"If the judges interpret the laws themselves, and suffer none else to interpret, they may easily make, of the laws, [a shredded] shipman's hose!" - King James I of England, around 1616.

“No class of the community ought to be allowed freer scope in the expression or publication of opinions as to the capacity, impartiality or integrity of judges than members of the bar. They have the best opportunities of observing and forming a correct judgment. They are in constant attendance on the courts. Hundreds of those who are called on to vote never enter a court-house, or if they do, it is only at intervals as jurors, witnesses or parties. To say that an attorney can only act or speak on this subject under liability to be called to account and to be deprived of his profession and livelihood by the very judge or judges whom he may consider it his duty to attack and expose, is a position too monstrous to be entertained for a moment under our present system,” Justice Sharwood in Ex Parte Steinman and Hensel, 95 Pa 220, 238-39 (1880).

“This case illustrates to me the serious consequences to the Bar itself of not affording the full protections of the First Amendment to its applicants for admission. For this record shows that [the rejected attorney candidate] has many of the qualities that are needed in the American Bar. It shows not only that [the rejected attorney candidate] has followed a high moral, ethical and patriotic course in all of the activities of his life, but also that he combines these more common virtues with the uncommon virtue of courage to stand by his principles at any cost.

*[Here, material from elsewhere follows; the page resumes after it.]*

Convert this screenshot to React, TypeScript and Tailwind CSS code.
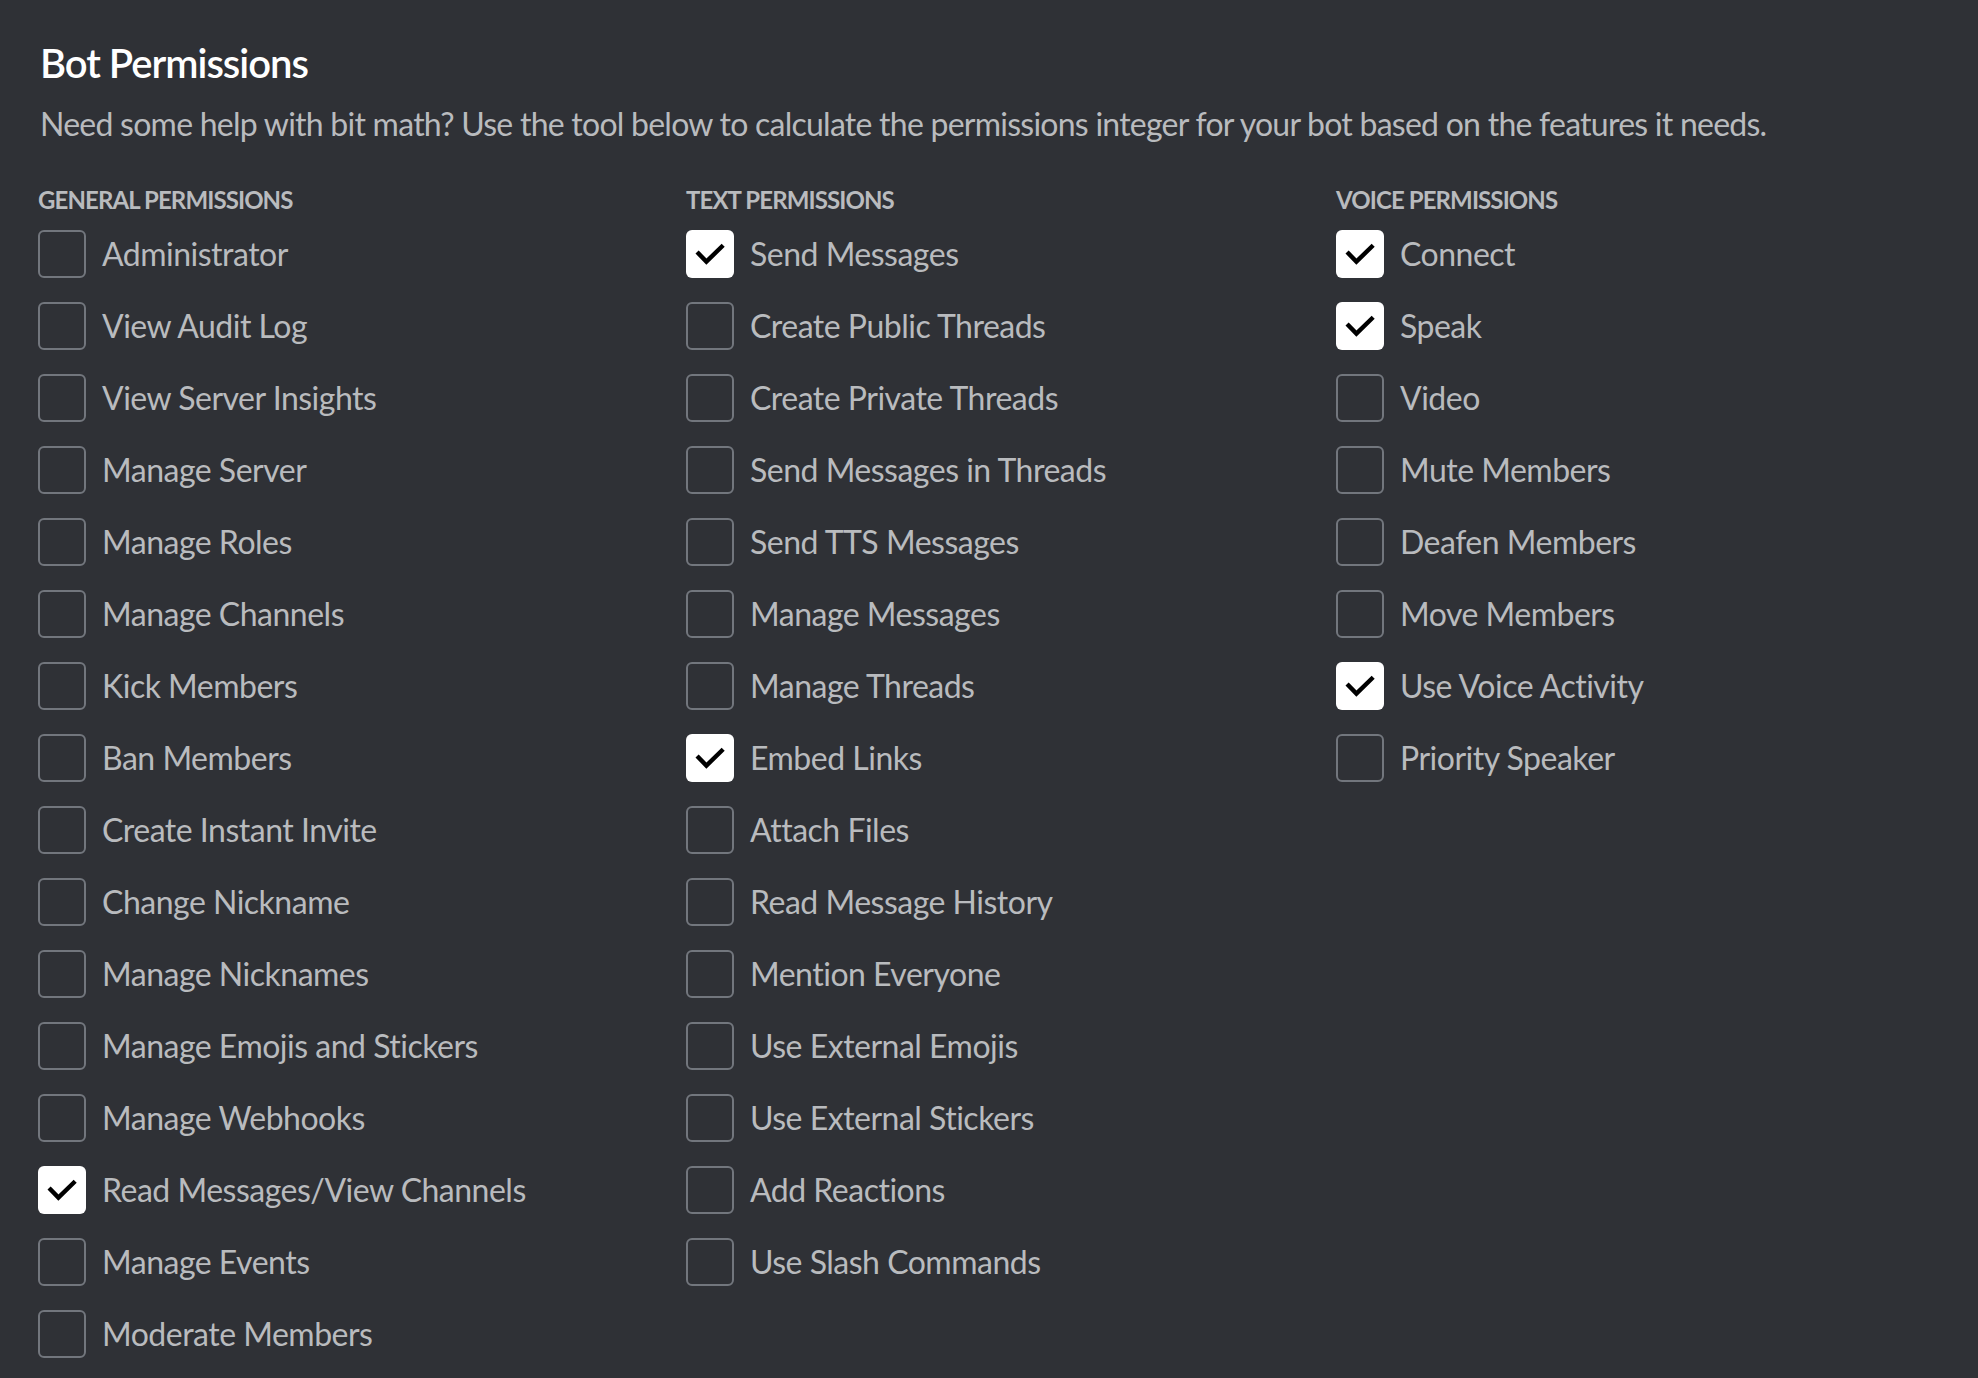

It is such men as these who have most greatly honored the profession of the law. The legal profession will lose much of its nobility and its glory if it is not constantly replenished with lawyers like these. To force the Bar to become a group of thoroughly orthodox, time-serving, government-fearing individuals is to humiliate and degrade it.” In Re Anastaplo, 18 Ill. 2d 182, 163 N.E.2d 429 (1959), cert. granted, 362 U.S. 968 (1960), affirmed over strong dissent, 366 U.S. 82 (1961), Justice Black, Chief Justice Douglas and Justice Brennan, dissenting.

" I do not believe that the practice of law is a "privilege" which empowers Government to deny lawyers their constitutional rights. The mere fact that a lawyer has important responsibilities in society does not require or even permit the State to deprive him of those protections of freedom set out in the Bill of Rights for the precise purpose of insuring the independence of the individual against the Government and those acting for the Government”. Lathrop v Donohue, 367 US 820 (1961), Justice Black, dissenting.

"The legal profession must take great care not to emulate the many occupational groups that have managed to convert licensure from a sharp weapon of public defense into blunt instrument of self-enrichment". Walter Gellhorn, "The Abuse of Occupational Licensing", University of Chicago Law Review, Volume 44 Issue 1, September of 1976.

“Because the law requires that judges no matter how corrupt, who do not act in the clear absence of jurisdiction while performing a judicial act, are immune from suit, former Judge Ciavarella will escape liability for the vast majority of his conduct in this action. This is, to be sure, against the popular will, but it is the very oath which he is alleged to have so indecently, cavalierly, baselessly and willfully violated for personal gain that requires this Court to find him immune from suit”, District Judge A. Richard Caputo in H.T., et al, v. Ciavarella, Jr, et al, Case No. 3:09-cv-00286-ARC in the U.S. District Court for the Middle District of Pennsylvania, Document 336, page 18, November 20, 2009. This is about judges who were sentencing kids to juvenile detention for kickbacks.

Saturday, February 20, 2016

Albany Law School is planning to offer programs aimed at non-lawyers, bracing up for likely sagging enrollment and potential deregulation of the legal profession

In the past 10 years, Albany Law School has changed its presidents about 4 times.  Apparently, presidents do not live up to the enrollment goals.

Albany Law School is a private law school with a per-year estimated costs each student would invest into his or her education, close to $60,000 PER YEAR:

Under the guidance of its newest president, Professor Ouelette, the school is about to start offering education to "non-JD students" (as in "JD = Juris Doctor", a degree qualifying graduates to sit for the bar examination and obtain a license to practice law).

The declared intent of such "non-JD" programs is "that we would like to make available to a broader audience what we believe is a high-quality and incredibly valuable legal education," Haynes said. "We want to make it so that non-lawyers and non-JD students can get a quality legal education."

Why did it happen so that ALS was inspired to bring legal education into broader masses just when the legal profession is suffering a push for deregulation, losing paying clients not only to bad economy, but also to legal information portals such as Nolo and LegalZoom, and when law school enrollments are ever dwindling?

It was a marketing move to survive, not a move to educate masses out of generosity of ALS faculty's kind hearts.

I would love to be able to fast-forward time about 10-15 years into the future and see how ALS and legal licensing will fare then.  It is not a betting game and I do not want to make predictions, but it appears that the legal profession is coming towards deregulation faster and faster.